*Brief*.
All of the lines below are to be printed again exactly; images are excluded from the output.

*Material provided*.
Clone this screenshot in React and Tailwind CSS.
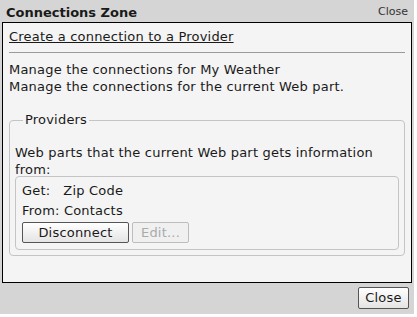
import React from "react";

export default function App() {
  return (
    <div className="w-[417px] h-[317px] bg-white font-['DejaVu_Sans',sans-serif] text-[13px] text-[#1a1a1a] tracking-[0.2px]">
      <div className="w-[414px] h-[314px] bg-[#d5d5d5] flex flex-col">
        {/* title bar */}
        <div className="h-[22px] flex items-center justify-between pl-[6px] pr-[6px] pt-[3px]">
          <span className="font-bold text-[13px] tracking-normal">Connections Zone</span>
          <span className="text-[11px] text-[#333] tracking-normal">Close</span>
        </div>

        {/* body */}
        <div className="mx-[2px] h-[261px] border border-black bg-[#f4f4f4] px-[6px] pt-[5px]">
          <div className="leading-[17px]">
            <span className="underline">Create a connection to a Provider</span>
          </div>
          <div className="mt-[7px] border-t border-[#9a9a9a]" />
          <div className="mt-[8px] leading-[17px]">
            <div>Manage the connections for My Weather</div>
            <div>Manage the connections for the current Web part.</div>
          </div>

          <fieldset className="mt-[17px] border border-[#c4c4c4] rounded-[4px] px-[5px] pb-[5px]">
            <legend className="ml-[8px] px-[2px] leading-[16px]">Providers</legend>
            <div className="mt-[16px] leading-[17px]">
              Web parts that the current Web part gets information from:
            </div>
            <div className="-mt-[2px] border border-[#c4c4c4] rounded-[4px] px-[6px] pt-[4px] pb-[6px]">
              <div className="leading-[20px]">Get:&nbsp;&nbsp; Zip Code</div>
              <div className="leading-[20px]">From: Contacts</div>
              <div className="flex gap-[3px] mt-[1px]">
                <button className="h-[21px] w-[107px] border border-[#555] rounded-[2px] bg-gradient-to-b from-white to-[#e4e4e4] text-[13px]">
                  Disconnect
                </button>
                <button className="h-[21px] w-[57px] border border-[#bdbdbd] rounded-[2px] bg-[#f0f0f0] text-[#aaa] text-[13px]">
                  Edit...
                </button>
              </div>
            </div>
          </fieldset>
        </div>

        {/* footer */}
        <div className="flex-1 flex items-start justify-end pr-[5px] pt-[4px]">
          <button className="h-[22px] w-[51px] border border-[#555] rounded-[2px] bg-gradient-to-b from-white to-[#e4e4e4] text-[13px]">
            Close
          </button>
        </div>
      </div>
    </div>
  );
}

*Answer to the task*.
Clone this screenshot in React and Tailwind CSS.
import React from "react";

export default function App() {
  return (
    <div className="w-[417px] h-[317px] bg-white font-['DejaVu_Sans',sans-serif] text-[13px] text-[#1a1a1a] tracking-[0.2px]">
      <div className="w-[414px] h-[314px] bg-[#d5d5d5] flex flex-col">
        {/* title bar */}
        <div className="h-[22px] flex items-center justify-between pl-[6px] pr-[6px] pt-[3px]">
          <span className="font-bold text-[13px] tracking-normal">Connections Zone</span>
          <span className="text-[11px] text-[#333] tracking-normal">Close</span>
        </div>

        {/* body */}
        <div className="mx-[2px] h-[261px] border border-black bg-[#f4f4f4] px-[6px] pt-[5px]">
          <div className="leading-[17px]">
            <span className="underline">Create a connection to a Provider</span>
          </div>
          <div className="mt-[7px] border-t border-[#9a9a9a]" />
          <div className="mt-[8px] leading-[17px]">
            <div>Manage the connections for My Weather</div>
            <div>Manage the connections for the current Web part.</div>
          </div>

          <fieldset className="mt-[17px] border border-[#c4c4c4] rounded-[4px] px-[5px] pb-[5px]">
            <legend className="ml-[8px] px-[2px] leading-[16px]">Providers</legend>
            <div className="mt-[16px] leading-[17px]">
              Web parts that the current Web part gets information from:
            </div>
            <div className="-mt-[2px] border border-[#c4c4c4] rounded-[4px] px-[6px] pt-[4px] pb-[6px]">
              <div className="leading-[20px]">Get:&nbsp;&nbsp; Zip Code</div>
              <div className="leading-[20px]">From: Contacts</div>
              <div className="flex gap-[3px] mt-[1px]">
                <button className="h-[21px] w-[107px] border border-[#555] rounded-[2px] bg-gradient-to-b from-white to-[#e4e4e4] text-[13px]">
                  Disconnect
                </button>
                <button className="h-[21px] w-[57px] border border-[#bdbdbd] rounded-[2px] bg-[#f0f0f0] text-[#aaa] text-[13px]">
                  Edit...
                </button>
              </div>
            </div>
          </fieldset>
        </div>

        {/* footer */}
        <div className="flex-1 flex items-start justify-end pr-[5px] pt-[4px]">
          <button className="h-[22px] w-[51px] border border-[#555] rounded-[2px] bg-gradient-to-b from-white to-[#e4e4e4] text-[13px]">
            Close
          </button>
        </div>
      </div>
    </div>
  );
}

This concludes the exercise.